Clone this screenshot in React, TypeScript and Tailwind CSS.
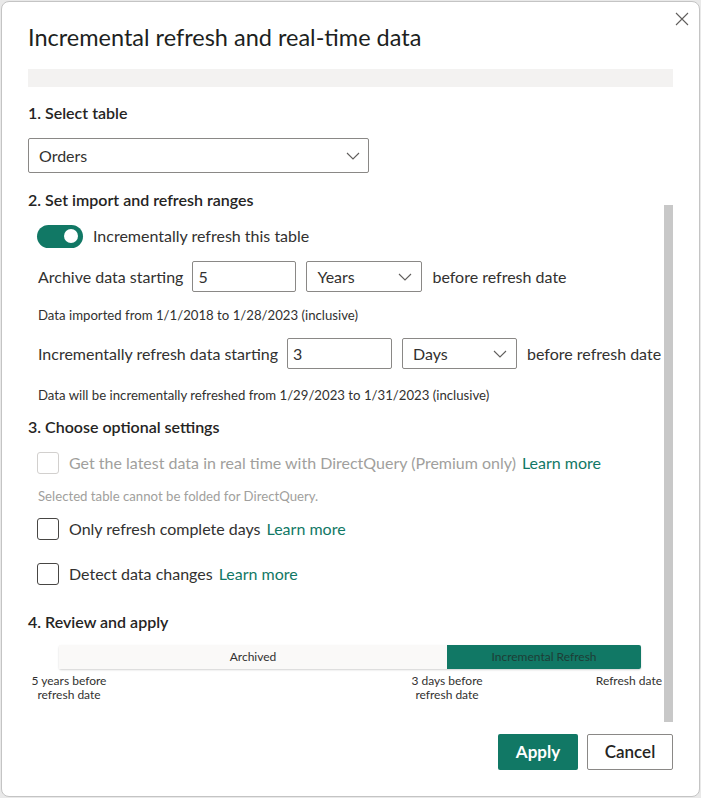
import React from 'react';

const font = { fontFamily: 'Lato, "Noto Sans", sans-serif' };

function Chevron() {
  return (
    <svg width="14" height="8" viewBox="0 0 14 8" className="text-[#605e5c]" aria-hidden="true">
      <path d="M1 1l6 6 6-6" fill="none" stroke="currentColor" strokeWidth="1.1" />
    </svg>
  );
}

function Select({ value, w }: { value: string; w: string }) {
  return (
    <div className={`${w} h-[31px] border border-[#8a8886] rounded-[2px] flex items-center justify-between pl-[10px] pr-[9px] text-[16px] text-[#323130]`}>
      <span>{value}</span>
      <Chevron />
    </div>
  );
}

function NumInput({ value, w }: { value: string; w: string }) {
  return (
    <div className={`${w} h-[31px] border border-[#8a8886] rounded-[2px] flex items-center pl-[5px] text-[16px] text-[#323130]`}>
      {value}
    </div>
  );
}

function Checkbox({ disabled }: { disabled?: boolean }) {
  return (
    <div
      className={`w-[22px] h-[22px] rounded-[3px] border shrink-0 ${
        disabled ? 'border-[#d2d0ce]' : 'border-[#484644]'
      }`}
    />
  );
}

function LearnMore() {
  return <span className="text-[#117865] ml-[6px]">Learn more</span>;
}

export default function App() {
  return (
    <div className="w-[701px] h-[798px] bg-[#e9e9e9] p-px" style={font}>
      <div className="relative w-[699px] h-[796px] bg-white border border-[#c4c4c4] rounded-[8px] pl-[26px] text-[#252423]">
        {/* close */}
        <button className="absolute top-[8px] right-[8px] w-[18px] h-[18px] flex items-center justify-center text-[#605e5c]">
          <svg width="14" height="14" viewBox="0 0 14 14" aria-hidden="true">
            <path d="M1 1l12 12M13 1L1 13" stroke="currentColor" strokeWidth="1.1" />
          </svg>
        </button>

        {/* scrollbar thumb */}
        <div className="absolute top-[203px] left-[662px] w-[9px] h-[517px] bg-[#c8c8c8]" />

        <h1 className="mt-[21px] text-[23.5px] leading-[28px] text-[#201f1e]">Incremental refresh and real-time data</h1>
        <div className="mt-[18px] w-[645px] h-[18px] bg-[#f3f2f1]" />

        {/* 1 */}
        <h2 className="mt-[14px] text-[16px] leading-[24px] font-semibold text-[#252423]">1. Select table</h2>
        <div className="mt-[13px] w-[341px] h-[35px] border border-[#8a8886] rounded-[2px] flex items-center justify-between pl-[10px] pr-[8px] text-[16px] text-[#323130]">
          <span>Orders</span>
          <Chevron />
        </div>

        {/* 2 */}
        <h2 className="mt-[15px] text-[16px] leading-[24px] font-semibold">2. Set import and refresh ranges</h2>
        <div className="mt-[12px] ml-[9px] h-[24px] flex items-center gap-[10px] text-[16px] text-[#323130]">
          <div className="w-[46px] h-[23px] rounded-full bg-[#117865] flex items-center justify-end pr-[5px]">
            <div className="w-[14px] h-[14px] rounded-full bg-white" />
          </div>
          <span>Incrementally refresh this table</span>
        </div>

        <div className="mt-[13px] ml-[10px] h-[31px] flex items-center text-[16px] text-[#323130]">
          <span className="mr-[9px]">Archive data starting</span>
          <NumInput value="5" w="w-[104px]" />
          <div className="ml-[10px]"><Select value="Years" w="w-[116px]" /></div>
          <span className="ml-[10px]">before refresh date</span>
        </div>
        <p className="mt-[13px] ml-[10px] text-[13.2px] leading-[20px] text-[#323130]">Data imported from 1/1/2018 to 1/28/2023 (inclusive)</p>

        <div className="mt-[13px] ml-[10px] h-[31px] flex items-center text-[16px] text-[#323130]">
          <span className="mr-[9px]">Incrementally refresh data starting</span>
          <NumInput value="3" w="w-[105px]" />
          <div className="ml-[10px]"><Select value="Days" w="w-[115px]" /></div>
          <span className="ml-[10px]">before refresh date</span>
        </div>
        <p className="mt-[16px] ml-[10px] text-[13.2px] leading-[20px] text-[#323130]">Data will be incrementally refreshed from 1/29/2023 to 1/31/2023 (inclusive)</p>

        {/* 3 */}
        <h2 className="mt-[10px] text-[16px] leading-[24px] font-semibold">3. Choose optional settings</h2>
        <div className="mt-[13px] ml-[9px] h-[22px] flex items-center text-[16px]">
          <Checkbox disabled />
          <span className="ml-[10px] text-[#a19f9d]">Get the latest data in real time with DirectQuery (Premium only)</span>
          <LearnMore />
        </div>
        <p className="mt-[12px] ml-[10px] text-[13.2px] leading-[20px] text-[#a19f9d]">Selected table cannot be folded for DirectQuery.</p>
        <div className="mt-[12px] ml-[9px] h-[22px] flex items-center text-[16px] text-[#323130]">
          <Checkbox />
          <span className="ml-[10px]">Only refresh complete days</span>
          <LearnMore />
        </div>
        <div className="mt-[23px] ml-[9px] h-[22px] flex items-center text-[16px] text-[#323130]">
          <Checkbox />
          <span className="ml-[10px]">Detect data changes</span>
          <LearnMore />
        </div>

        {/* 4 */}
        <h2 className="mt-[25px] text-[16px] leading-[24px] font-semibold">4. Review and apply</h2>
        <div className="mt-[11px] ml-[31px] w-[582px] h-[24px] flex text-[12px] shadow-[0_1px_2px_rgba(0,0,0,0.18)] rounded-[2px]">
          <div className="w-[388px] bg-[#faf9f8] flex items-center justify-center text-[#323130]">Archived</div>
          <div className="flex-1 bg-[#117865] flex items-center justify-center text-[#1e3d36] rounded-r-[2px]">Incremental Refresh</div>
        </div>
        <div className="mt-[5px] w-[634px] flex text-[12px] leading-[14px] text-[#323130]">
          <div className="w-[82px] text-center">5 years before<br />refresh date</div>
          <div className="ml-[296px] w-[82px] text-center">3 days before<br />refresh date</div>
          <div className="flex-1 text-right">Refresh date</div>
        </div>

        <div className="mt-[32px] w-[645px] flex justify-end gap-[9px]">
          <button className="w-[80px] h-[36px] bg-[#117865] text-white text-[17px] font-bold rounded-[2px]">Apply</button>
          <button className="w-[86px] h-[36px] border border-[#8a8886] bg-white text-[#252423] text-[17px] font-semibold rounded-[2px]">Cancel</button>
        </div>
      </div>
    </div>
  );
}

-- -- --

Reproduce every line exactly and omit all pictures.

Clone this screenshot in React, TypeScript and Tailwind CSS.
import React from 'react';

const font = { fontFamily: 'Lato, "Noto Sans", sans-serif' };

function Chevron() {
  return (
    <svg width="14" height="8" viewBox="0 0 14 8" className="text-[#605e5c]" aria-hidden="true">
      <path d="M1 1l6 6 6-6" fill="none" stroke="currentColor" strokeWidth="1.1" />
    </svg>
  );
}

function Select({ value, w }: { value: string; w: string }) {
  return (
    <div className={`${w} h-[31px] border border-[#8a8886] rounded-[2px] flex items-center justify-between pl-[10px] pr-[9px] text-[16px] text-[#323130]`}>
      <span>{value}</span>
      <Chevron />
    </div>
  );
}

function NumInput({ value, w }: { value: string; w: string }) {
  return (
    <div className={`${w} h-[31px] border border-[#8a8886] rounded-[2px] flex items-center pl-[5px] text-[16px] text-[#323130]`}>
      {value}
    </div>
  );
}

function Checkbox({ disabled }: { disabled?: boolean }) {
  return (
    <div
      className={`w-[22px] h-[22px] rounded-[3px] border shrink-0 ${
        disabled ? 'border-[#d2d0ce]' : 'border-[#484644]'
      }`}
    />
  );
}

function LearnMore() {
  return <span className="text-[#117865] ml-[6px]">Learn more</span>;
}

export default function App() {
  return (
    <div className="w-[701px] h-[798px] bg-[#e9e9e9] p-px" style={font}>
      <div className="relative w-[699px] h-[796px] bg-white border border-[#c4c4c4] rounded-[8px] pl-[26px] text-[#252423]">
        {/* close */}
        <button className="absolute top-[8px] right-[8px] w-[18px] h-[18px] flex items-center justify-center text-[#605e5c]">
          <svg width="14" height="14" viewBox="0 0 14 14" aria-hidden="true">
            <path d="M1 1l12 12M13 1L1 13" stroke="currentColor" strokeWidth="1.1" />
          </svg>
        </button>

        {/* scrollbar thumb */}
        <div className="absolute top-[203px] left-[662px] w-[9px] h-[517px] bg-[#c8c8c8]" />

        <h1 className="mt-[21px] text-[23.5px] leading-[28px] text-[#201f1e]">Incremental refresh and real-time data</h1>
        <div className="mt-[18px] w-[645px] h-[18px] bg-[#f3f2f1]" />

        {/* 1 */}
        <h2 className="mt-[14px] text-[16px] leading-[24px] font-semibold text-[#252423]">1. Select table</h2>
        <div className="mt-[13px] w-[341px] h-[35px] border border-[#8a8886] rounded-[2px] flex items-center justify-between pl-[10px] pr-[8px] text-[16px] text-[#323130]">
          <span>Orders</span>
          <Chevron />
        </div>

        {/* 2 */}
        <h2 className="mt-[15px] text-[16px] leading-[24px] font-semibold">2. Set import and refresh ranges</h2>
        <div className="mt-[12px] ml-[9px] h-[24px] flex items-center gap-[10px] text-[16px] text-[#323130]">
          <div className="w-[46px] h-[23px] rounded-full bg-[#117865] flex items-center justify-end pr-[5px]">
            <div className="w-[14px] h-[14px] rounded-full bg-white" />
          </div>
          <span>Incrementally refresh this table</span>
        </div>

        <div className="mt-[13px] ml-[10px] h-[31px] flex items-center text-[16px] text-[#323130]">
          <span className="mr-[9px]">Archive data starting</span>
          <NumInput value="5" w="w-[104px]" />
          <div className="ml-[10px]"><Select value="Years" w="w-[116px]" /></div>
          <span className="ml-[10px]">before refresh date</span>
        </div>
        <p className="mt-[13px] ml-[10px] text-[13.2px] leading-[20px] text-[#323130]">Data imported from 1/1/2018 to 1/28/2023 (inclusive)</p>

        <div className="mt-[13px] ml-[10px] h-[31px] flex items-center text-[16px] text-[#323130]">
          <span className="mr-[9px]">Incrementally refresh data starting</span>
          <NumInput value="3" w="w-[105px]" />
          <div className="ml-[10px]"><Select value="Days" w="w-[115px]" /></div>
          <span className="ml-[10px]">before refresh date</span>
        </div>
        <p className="mt-[16px] ml-[10px] text-[13.2px] leading-[20px] text-[#323130]">Data will be incrementally refreshed from 1/29/2023 to 1/31/2023 (inclusive)</p>

        {/* 3 */}
        <h2 className="mt-[10px] text-[16px] leading-[24px] font-semibold">3. Choose optional settings</h2>
        <div className="mt-[13px] ml-[9px] h-[22px] flex items-center text-[16px]">
          <Checkbox disabled />
          <span className="ml-[10px] text-[#a19f9d]">Get the latest data in real time with DirectQuery (Premium only)</span>
          <LearnMore />
        </div>
        <p className="mt-[12px] ml-[10px] text-[13.2px] leading-[20px] text-[#a19f9d]">Selected table cannot be folded for DirectQuery.</p>
        <div className="mt-[12px] ml-[9px] h-[22px] flex items-center text-[16px] text-[#323130]">
          <Checkbox />
          <span className="ml-[10px]">Only refresh complete days</span>
          <LearnMore />
        </div>
        <div className="mt-[23px] ml-[9px] h-[22px] flex items-center text-[16px] text-[#323130]">
          <Checkbox />
          <span className="ml-[10px]">Detect data changes</span>
          <LearnMore />
        </div>

        {/* 4 */}
        <h2 className="mt-[25px] text-[16px] leading-[24px] font-semibold">4. Review and apply</h2>
        <div className="mt-[11px] ml-[31px] w-[582px] h-[24px] flex text-[12px] shadow-[0_1px_2px_rgba(0,0,0,0.18)] rounded-[2px]">
          <div className="w-[388px] bg-[#faf9f8] flex items-center justify-center text-[#323130]">Archived</div>
          <div className="flex-1 bg-[#117865] flex items-center justify-center text-[#1e3d36] rounded-r-[2px]">Incremental Refresh</div>
        </div>
        <div className="mt-[5px] w-[634px] flex text-[12px] leading-[14px] text-[#323130]">
          <div className="w-[82px] text-center">5 years before<br />refresh date</div>
          <div className="ml-[296px] w-[82px] text-center">3 days before<br />refresh date</div>
          <div className="flex-1 text-right">Refresh date</div>
        </div>

        <div className="mt-[32px] w-[645px] flex justify-end gap-[9px]">
          <button className="w-[80px] h-[36px] bg-[#117865] text-white text-[17px] font-bold rounded-[2px]">Apply</button>
          <button className="w-[86px] h-[36px] border border-[#8a8886] bg-white text-[#252423] text-[17px] font-semibold rounded-[2px]">Cancel</button>
        </div>
      </div>
    </div>
  );
}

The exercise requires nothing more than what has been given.